Operationally, envelope keys in each cloud map 1:1 or N:1 to data domains and classification levels, while the central KMS enforces rotation policies and M-of-N approvals for destructive actions. The per-cloud KMS handles data-plane encryption for services like object storage and databases, minimizing latency and reducing blast radius: if you need to rotate or revoke a faulty envelope key in Azure, you can do so without touching Google or AWS. Azure’s Key Vault and Managed HSM provide regional redundancy, soft delete, and purge protection controls that complement this pattern by preventing accidental or malicious deletion of key material before the retention window closes.

Federated KMS with threshold control across clouds

A second pattern, often used in high-assurance settings, distributes trust using threshold cryptography and split custody. Instead of relying on a single custodian or location, you shard control so that sensitive operations require approvals or partial signatures from multiple parties in different clouds or trust domains. NIST’s threshold cryptography guidance and classic Shamir secret sharing formalize the math; in practice, enterprise key managers and HSMs implement M-of-N quorum approvals and split keys across clusters.
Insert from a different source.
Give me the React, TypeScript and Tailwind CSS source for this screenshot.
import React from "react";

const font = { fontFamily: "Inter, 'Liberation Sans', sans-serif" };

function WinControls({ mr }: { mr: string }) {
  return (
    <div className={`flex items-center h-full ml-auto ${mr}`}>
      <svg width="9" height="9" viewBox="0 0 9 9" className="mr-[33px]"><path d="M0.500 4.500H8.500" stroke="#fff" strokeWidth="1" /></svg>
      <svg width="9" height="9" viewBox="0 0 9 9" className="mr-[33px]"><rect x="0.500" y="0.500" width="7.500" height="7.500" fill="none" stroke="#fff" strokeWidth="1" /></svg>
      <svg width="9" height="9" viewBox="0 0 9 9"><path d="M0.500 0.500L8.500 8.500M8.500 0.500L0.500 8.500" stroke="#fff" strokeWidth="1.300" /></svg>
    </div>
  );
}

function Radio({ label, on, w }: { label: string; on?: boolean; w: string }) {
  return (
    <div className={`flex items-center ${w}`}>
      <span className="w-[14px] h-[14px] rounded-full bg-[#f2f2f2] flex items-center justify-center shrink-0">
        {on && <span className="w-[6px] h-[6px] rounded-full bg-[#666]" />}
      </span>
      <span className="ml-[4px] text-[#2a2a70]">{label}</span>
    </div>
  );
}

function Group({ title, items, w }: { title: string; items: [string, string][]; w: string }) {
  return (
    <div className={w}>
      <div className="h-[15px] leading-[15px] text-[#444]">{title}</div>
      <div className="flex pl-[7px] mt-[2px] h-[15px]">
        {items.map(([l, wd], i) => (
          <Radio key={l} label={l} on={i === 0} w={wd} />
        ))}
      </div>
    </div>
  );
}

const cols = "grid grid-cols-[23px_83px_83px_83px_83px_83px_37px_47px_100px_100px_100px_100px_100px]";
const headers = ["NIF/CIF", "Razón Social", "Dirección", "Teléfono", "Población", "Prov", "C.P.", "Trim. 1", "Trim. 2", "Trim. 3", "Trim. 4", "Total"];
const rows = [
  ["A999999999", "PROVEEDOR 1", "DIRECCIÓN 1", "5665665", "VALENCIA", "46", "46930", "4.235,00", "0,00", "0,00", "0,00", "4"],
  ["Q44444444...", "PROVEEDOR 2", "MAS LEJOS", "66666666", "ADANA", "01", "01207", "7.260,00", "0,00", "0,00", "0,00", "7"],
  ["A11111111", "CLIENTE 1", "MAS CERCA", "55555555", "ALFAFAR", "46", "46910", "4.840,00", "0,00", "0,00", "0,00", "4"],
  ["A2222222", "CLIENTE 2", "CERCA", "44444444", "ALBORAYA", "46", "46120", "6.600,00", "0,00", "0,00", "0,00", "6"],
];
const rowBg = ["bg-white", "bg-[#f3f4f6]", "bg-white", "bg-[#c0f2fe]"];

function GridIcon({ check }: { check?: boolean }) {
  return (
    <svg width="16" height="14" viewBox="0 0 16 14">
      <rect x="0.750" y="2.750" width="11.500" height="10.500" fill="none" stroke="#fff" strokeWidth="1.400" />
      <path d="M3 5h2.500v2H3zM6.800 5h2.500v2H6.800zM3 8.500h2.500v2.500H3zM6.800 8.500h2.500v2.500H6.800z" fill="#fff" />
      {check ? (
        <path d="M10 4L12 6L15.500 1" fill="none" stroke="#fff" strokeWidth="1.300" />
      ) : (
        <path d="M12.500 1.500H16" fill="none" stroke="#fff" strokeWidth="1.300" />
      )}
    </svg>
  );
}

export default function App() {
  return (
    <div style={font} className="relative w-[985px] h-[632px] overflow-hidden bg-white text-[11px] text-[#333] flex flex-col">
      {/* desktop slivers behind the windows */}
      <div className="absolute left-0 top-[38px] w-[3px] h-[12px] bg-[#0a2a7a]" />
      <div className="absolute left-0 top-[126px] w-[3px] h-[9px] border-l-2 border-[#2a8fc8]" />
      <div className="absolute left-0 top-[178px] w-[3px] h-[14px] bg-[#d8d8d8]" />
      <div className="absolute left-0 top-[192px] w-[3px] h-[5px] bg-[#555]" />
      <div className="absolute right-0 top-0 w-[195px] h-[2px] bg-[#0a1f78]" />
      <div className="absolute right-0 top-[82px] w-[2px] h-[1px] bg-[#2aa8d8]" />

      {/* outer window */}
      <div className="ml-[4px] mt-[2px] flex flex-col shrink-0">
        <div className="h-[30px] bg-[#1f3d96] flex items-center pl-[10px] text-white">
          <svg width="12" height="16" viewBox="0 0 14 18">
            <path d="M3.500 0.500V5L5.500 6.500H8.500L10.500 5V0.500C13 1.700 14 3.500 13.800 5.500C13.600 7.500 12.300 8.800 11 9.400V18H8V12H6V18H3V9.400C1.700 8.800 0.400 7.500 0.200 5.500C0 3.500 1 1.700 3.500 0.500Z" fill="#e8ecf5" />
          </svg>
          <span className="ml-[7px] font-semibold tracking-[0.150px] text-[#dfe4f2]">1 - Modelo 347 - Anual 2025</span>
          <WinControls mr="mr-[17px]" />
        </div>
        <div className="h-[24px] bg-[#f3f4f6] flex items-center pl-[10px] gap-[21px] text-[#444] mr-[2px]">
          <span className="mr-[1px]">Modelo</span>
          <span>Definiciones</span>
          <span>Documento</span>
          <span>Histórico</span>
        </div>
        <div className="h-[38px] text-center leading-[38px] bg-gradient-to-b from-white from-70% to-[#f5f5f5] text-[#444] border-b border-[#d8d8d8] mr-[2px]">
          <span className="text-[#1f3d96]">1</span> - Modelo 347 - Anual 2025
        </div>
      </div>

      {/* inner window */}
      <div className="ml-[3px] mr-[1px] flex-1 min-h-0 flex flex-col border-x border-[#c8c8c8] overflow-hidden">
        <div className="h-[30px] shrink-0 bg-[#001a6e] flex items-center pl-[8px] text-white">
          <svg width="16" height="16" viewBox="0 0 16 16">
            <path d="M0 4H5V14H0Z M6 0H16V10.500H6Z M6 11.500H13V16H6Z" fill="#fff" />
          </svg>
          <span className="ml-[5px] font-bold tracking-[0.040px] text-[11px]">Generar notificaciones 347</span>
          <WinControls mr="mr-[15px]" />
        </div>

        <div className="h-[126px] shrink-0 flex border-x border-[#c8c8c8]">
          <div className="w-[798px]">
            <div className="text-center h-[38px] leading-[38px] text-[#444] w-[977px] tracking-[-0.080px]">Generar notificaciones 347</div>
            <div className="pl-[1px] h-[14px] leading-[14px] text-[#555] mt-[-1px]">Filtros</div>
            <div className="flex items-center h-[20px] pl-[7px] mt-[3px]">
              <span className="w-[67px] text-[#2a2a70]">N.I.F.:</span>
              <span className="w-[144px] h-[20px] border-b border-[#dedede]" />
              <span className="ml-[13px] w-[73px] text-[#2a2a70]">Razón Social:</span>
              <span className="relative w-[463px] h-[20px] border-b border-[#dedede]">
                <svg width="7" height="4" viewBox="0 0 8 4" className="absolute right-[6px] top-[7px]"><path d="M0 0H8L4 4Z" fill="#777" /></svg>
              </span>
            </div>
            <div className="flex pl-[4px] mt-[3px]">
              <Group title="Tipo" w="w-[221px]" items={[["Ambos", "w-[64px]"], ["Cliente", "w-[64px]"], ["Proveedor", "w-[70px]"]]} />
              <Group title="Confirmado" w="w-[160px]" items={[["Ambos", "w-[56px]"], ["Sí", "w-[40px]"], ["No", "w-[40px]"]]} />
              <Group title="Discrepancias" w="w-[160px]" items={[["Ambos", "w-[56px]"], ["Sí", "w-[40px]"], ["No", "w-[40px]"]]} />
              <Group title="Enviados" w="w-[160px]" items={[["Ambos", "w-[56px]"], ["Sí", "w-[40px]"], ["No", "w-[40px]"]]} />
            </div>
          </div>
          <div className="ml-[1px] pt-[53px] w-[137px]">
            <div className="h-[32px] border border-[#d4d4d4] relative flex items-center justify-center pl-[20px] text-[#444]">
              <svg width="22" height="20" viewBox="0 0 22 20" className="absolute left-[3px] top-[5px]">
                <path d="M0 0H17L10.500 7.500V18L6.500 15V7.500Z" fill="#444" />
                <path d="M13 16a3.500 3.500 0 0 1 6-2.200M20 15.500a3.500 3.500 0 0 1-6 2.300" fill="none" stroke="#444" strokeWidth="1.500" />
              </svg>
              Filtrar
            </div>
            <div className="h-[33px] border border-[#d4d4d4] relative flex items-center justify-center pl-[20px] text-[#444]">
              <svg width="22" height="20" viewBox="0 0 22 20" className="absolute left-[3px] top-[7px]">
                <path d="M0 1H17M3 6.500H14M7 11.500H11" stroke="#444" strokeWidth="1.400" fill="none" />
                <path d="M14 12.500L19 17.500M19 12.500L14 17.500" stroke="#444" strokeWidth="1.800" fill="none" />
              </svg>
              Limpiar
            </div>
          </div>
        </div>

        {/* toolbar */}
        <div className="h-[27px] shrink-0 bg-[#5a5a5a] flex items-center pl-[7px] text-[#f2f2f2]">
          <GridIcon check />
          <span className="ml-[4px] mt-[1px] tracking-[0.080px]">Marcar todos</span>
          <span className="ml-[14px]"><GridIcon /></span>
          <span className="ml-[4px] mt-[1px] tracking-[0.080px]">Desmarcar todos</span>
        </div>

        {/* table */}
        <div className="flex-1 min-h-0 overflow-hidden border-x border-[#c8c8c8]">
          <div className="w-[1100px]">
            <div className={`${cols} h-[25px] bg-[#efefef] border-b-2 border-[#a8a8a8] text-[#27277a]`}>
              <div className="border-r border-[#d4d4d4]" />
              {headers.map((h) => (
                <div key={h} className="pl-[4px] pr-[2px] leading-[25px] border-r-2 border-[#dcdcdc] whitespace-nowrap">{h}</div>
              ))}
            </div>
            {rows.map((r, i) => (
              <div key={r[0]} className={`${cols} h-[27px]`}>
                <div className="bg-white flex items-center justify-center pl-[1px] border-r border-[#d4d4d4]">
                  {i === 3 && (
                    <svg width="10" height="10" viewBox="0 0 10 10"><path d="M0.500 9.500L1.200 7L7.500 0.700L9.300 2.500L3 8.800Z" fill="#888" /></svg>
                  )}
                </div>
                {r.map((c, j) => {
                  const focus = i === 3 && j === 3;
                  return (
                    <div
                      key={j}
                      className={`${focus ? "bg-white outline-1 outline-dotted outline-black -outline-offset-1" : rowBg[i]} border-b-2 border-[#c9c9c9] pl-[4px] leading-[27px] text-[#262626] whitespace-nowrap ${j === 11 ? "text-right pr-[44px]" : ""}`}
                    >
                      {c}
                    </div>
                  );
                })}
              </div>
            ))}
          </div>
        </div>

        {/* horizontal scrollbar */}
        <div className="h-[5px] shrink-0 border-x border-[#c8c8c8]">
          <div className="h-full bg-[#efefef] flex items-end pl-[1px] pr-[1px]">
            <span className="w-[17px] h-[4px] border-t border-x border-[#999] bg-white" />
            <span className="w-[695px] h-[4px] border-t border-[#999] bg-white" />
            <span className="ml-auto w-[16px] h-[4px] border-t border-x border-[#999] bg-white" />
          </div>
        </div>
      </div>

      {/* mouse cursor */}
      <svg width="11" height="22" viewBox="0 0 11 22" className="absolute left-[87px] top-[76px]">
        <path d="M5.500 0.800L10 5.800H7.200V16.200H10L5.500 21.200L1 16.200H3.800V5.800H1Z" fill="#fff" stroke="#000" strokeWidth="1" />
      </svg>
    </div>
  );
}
This can be realized with HSM clusters and enterprise KMS platforms that support quorum policies for key export, deletion, or key-use authorization, reducing insider risk and making jurisdictional takeover by a single authority materially harder.
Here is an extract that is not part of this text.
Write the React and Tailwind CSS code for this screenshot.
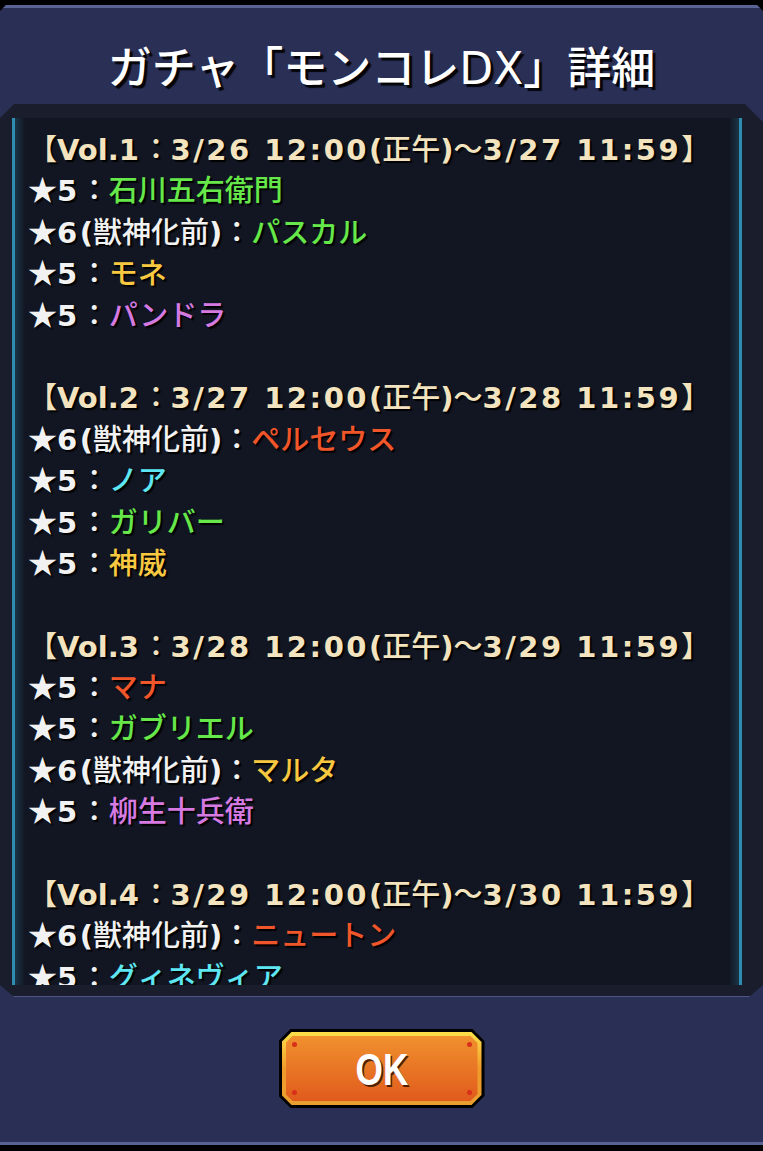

In hybrid deployments, you can compose this with native cloud KMS. For example, use an external KMS that itself requires M-of-N safeguards to authorize a temporary grant to AWS XKS or Google EKM for a particular operation window, and revoke that grant afterwards. Enterprises also use replicated secrets engines and DR/performance replication in tools like Vault to ensure that threshold-based control remains available across regions and providers without creating single points of failure. The architectural point is that key power is never concentrated in one human, one data center, or one vendor.

Implementation checklist

Controls, tests, runbooks, and continuous monitoring

A multi-cloud security program that protects keys and data at scale reads like a well-rehearsed play. First, codify guardrails in code: AWS SCPs and data perimeter policies, Azure Policy definitions, and Google Organization Policies that enforce region allow-lists, CMEK requirements, disallow public buckets, and block cross-region networking that violates residency. Wrap every account/subscription/project creation with these templates so drift can’t start. Next, instrument posture continuously. On AWS, deploy Config Conformance Packs across your Organization and wire Security Hub’s unified control set to your SIEM; on Azure, turn on Defender for Cloud’s regulatory standards and use the compliance dashboard; on Google Cloud, enable Security Command Center and treat it as the authoritative risk inventory. Write tests that prove the guardrails hold: negative tests that attempt to create resources in disallowed regions; attempts to disable audit logs; and forced rotations to validate that KMS permissions and approvals behave as expected. Runbooks should cover routine rotations, break-glass elevation, KMS failover, and data-residency exception handling, and they should be exercised in game days. Monitoring should include CloudTrail digest validation, Object Lock/WORM verification, Azure append-only policy checks, and alerts on policy tampering attempts. Align all of this to your compliance matrix and keep evidence collection automated.

FAQs

How often should I rotate keys?

Rotation cadence depends on cryptoperiod, threat exposure, and operational cost. NIST SP 800-57 Part 1 recommends defining cryptoperiods per key type and usage, taking into account algorithm strength, volume of data protected, exposure risk, and the feasibility of re-keying. In practice, organizations set shorter cryptoperiods for online symmetric data-encryption keys with high usage, longer for offline archival keys, and event-driven rotations after suspected compromise or after changes to key access policy. For asymmetric signing keys used in code signing or identity, longer cryptoperiods are common but still bounded; rotation is coordinated with certificate issuance and trust store updates. Automate rotation where possible through native KMS versioning and application-transparent re-encryption, and treat rotations as normal operations rather than emergencies by baking them into runbooks and CI/CD. If you’re subject to PCI DSS, ensure your rotation practices satisfy split knowledge and dual control requirements so no one person can enact a rotation that simultaneously changes all custodial controls.

When is secret sharing preferable to HSM replication?

Secret sharing, think Shamir’s scheme or threshold cryptography, is preferable when your primary concern is custodial risk and jurisdictional concentration rather than purely availability. If you must prove that no single administrator, cloud provider, or legal authority can use or destroy a key unilaterally, splitting a secret into M-of-N shares across independent custodians and locations achieves that. It shines in cross-cloud governance, mergers where trust is distributed across entities, and data-sovereignty scenarios where key custody must remain partially outside a provider’s legal reach. You’ll often see secret sharing paired with quorum approvals for operations like export or destruction, ensuring that usage requires multiple human approvals even after shares are reconstructed in secure memory. By contrast, HSM replication simplifies availability and performance: clusters replicate key blobs inside tamper-resistant modules so cryptographic operations remain online across regions and maintenance windows, but the same team can typically administer all replicas. That reduces latency and operational complexity, but concentrates trust. Many enterprises blend the two: use quorum-backed external KMS or HSMs to guard root or wrapping keys with secret sharing, then rely on cloud KMS or HSM replication for high-throughput envelope encryption close to data. Choose secret sharing when you need to reduce insider and jurisdictional risk; choose HSM replication when you need resilient throughput with consistent latency SLAs, and compensate with strong SoD and tamper-evident audit.